In the entries below, identify every line with the string "index" and copy it.

▸ **DATA LISTING**
◇ ◇ ◇ ◇ ◇ ◇ ◇
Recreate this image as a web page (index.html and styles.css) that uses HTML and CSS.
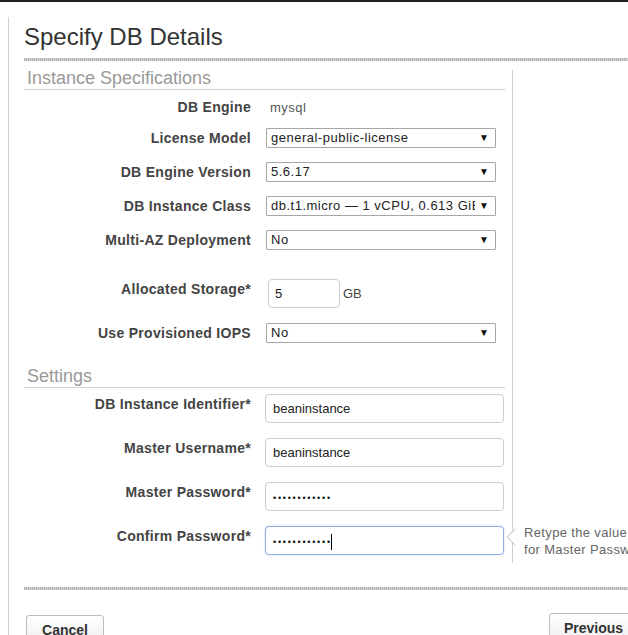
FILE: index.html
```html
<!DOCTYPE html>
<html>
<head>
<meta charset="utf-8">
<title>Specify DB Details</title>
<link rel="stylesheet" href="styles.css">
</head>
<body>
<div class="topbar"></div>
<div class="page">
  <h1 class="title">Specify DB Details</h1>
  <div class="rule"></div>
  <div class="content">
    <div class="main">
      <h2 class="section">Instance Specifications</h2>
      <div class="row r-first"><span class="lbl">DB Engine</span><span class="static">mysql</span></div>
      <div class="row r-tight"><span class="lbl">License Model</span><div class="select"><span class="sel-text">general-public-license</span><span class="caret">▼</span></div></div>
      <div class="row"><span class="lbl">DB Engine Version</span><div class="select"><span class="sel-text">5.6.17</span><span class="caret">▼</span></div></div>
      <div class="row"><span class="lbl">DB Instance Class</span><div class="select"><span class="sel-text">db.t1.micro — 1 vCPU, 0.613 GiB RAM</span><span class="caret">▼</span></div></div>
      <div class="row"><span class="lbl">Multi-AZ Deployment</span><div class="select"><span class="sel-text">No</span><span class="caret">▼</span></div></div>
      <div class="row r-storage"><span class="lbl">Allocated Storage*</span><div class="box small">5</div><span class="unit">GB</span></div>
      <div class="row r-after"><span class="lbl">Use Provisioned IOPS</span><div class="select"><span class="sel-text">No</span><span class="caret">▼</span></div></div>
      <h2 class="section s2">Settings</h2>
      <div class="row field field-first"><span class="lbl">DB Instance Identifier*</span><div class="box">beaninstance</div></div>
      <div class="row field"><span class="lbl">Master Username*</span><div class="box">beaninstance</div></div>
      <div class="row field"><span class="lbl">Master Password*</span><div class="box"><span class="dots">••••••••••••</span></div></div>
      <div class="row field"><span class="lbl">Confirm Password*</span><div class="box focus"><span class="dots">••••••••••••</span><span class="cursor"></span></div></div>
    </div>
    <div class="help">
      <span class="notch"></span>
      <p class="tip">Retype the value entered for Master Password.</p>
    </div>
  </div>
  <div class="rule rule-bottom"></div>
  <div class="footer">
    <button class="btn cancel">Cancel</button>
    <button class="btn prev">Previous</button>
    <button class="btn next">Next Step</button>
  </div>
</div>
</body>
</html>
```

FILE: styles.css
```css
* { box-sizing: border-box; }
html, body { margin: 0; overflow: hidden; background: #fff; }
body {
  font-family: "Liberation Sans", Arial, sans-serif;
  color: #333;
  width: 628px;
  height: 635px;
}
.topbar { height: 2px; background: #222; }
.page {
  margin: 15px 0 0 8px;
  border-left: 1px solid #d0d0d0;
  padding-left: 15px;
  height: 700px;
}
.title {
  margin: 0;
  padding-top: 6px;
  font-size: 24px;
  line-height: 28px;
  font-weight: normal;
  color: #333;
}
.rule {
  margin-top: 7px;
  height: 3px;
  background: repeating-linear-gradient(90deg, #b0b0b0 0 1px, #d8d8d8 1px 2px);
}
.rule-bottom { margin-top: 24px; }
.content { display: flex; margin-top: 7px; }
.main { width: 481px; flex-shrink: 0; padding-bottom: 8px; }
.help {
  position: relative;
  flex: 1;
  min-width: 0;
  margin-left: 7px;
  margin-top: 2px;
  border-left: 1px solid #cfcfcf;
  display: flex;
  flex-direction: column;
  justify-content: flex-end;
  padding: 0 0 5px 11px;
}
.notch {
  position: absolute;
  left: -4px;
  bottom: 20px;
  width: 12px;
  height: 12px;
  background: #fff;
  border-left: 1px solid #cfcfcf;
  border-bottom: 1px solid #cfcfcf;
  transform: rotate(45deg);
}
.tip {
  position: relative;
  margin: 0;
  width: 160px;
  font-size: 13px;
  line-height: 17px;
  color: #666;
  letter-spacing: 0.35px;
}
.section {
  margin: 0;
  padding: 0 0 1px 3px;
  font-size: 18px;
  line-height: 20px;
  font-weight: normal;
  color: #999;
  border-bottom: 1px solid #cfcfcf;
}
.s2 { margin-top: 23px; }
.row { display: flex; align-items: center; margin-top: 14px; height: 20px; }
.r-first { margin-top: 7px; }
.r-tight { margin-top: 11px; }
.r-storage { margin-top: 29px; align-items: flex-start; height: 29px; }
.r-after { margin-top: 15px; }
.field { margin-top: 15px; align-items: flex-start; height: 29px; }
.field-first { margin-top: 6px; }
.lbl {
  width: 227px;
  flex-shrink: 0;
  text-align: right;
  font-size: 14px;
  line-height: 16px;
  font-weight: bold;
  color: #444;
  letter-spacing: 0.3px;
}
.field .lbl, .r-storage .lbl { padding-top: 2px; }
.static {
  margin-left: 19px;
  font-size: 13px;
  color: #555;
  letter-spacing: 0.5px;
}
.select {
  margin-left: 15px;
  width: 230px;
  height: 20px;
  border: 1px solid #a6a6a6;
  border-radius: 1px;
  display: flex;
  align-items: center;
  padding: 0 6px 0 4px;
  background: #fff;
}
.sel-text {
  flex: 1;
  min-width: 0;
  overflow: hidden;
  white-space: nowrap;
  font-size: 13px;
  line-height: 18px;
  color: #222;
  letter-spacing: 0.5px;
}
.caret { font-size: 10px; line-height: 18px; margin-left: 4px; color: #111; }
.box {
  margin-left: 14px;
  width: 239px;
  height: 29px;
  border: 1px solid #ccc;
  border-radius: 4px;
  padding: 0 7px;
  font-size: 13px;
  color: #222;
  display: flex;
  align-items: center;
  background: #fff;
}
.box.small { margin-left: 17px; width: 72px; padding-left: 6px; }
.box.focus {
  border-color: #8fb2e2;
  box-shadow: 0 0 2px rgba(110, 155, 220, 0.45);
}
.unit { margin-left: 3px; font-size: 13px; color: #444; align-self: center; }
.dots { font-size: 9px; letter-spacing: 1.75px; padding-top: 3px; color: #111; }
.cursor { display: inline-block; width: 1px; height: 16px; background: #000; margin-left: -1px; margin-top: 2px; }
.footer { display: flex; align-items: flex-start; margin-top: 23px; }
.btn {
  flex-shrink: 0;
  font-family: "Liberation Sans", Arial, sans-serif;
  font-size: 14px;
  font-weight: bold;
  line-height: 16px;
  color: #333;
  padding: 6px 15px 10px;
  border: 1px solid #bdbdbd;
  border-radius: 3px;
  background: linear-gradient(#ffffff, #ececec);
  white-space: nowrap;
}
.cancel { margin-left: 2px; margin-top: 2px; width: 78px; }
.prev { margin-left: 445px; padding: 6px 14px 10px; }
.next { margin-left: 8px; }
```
◇ ◇ ◇ ◇ ◇ ◇ ◇
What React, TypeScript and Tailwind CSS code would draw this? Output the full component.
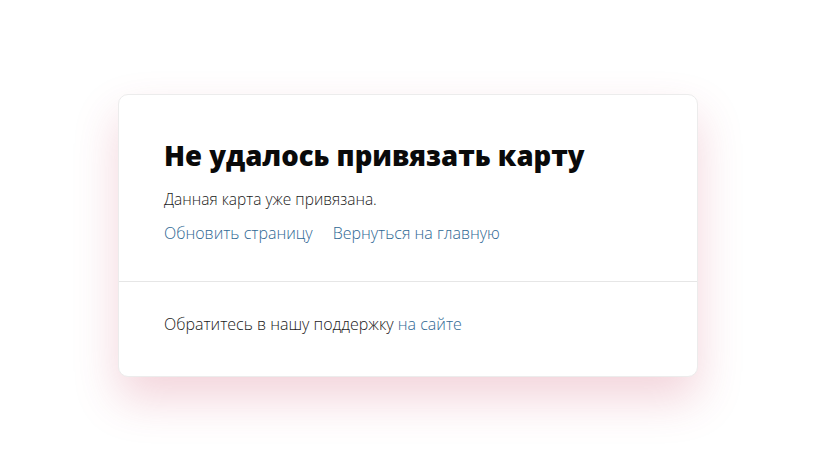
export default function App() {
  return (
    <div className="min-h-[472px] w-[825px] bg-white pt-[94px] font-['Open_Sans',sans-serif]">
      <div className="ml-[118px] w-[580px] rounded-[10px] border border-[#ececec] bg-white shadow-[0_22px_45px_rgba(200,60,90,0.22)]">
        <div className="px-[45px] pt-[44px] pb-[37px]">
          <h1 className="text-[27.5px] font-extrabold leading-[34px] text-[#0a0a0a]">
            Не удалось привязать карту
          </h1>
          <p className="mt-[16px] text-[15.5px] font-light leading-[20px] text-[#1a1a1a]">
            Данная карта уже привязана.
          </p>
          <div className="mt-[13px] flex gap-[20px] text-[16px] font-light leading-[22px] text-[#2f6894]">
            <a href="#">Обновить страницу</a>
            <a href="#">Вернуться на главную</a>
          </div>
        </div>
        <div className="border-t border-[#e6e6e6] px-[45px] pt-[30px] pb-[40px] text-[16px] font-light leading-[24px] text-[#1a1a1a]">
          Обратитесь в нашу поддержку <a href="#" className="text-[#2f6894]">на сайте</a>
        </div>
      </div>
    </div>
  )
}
◇ ◇ ◇ ◇ ◇ ◇ ◇
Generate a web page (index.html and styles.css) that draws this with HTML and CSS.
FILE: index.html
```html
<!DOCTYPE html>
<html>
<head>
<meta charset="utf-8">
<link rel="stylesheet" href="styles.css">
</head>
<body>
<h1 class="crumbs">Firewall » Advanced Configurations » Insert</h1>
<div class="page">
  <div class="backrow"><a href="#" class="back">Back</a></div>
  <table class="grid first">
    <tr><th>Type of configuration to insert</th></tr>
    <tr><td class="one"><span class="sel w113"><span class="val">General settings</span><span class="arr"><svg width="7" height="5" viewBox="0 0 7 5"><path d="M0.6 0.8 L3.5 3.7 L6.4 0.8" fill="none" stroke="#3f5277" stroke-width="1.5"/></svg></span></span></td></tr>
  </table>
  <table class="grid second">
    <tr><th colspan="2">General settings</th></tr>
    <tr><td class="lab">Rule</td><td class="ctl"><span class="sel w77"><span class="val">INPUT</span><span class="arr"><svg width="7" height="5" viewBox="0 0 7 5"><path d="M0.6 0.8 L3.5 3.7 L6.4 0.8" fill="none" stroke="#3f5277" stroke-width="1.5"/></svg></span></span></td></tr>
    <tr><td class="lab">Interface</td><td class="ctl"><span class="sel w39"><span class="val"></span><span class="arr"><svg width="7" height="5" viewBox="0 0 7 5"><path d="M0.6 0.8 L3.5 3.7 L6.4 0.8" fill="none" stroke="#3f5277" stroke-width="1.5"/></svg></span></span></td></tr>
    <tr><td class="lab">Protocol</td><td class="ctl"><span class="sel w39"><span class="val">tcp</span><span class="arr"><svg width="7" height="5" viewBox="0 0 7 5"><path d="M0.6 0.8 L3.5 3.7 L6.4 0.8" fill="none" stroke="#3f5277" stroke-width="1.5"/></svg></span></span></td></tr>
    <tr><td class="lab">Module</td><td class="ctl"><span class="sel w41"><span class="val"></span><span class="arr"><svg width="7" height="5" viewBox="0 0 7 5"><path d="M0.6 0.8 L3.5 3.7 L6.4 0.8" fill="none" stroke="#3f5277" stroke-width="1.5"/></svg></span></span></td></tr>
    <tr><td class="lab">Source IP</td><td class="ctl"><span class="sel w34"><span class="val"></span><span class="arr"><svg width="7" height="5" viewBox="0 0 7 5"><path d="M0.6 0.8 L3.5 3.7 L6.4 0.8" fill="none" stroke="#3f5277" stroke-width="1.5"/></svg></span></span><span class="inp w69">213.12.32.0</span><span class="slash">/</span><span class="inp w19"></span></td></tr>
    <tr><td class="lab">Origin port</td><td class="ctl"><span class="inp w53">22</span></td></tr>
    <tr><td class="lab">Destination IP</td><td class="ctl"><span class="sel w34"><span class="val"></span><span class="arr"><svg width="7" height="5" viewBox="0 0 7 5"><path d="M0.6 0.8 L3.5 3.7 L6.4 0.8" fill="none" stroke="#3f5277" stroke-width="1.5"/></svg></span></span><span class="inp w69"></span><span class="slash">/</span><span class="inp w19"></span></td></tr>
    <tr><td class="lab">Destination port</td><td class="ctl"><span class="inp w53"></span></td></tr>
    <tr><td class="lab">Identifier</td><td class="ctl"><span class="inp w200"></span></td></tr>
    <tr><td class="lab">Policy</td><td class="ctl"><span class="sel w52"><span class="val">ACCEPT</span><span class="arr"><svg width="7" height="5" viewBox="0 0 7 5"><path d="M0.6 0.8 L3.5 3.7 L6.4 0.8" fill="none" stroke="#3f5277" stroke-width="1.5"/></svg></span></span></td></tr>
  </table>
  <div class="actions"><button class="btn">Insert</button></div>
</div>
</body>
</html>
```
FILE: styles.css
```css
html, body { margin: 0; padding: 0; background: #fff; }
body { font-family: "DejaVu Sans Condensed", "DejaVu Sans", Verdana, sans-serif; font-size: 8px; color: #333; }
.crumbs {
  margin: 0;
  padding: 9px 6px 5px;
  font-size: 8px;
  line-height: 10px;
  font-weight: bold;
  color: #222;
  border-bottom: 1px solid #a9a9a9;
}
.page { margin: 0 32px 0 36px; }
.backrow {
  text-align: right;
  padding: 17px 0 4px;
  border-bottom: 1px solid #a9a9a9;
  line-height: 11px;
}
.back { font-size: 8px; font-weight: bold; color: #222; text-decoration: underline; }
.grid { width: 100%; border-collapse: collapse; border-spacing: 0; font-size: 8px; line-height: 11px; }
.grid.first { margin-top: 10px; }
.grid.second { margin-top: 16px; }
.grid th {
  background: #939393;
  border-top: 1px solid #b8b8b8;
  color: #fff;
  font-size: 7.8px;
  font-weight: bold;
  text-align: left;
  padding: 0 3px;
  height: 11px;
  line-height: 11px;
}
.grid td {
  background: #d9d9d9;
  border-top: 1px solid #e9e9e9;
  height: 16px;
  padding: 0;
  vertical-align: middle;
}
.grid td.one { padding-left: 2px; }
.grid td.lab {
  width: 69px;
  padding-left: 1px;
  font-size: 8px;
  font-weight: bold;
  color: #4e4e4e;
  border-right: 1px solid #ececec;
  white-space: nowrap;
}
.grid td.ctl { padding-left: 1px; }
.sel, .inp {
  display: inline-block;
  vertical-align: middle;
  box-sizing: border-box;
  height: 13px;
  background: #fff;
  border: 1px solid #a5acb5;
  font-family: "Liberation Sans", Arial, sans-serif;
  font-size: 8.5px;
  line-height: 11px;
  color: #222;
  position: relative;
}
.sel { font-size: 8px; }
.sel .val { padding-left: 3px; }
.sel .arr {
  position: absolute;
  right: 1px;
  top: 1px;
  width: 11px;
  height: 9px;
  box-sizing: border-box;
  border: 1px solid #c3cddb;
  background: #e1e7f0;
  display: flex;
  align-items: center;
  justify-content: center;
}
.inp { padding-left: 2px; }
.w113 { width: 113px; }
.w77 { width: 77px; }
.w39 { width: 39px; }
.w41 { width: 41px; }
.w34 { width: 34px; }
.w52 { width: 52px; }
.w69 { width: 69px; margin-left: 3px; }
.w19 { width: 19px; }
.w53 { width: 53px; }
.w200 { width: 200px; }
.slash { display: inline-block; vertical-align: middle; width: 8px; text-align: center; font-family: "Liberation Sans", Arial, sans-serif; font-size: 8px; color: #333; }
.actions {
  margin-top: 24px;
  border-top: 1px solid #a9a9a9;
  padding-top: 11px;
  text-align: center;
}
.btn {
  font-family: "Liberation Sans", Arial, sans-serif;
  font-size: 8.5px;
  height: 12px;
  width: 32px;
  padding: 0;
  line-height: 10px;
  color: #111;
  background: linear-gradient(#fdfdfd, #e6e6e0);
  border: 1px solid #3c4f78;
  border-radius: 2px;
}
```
◇ ◇ ◇ ◇ ◇ ◇ ◇
▸ **OUTPUT FOR THIS EXERCISE**
Recreate this image as a web page (index.html and styles.css) that uses HTML and CSS.
FILE: index.html
Generate a web page (index.html and styles.css) that draws this with HTML and CSS.
FILE: index.html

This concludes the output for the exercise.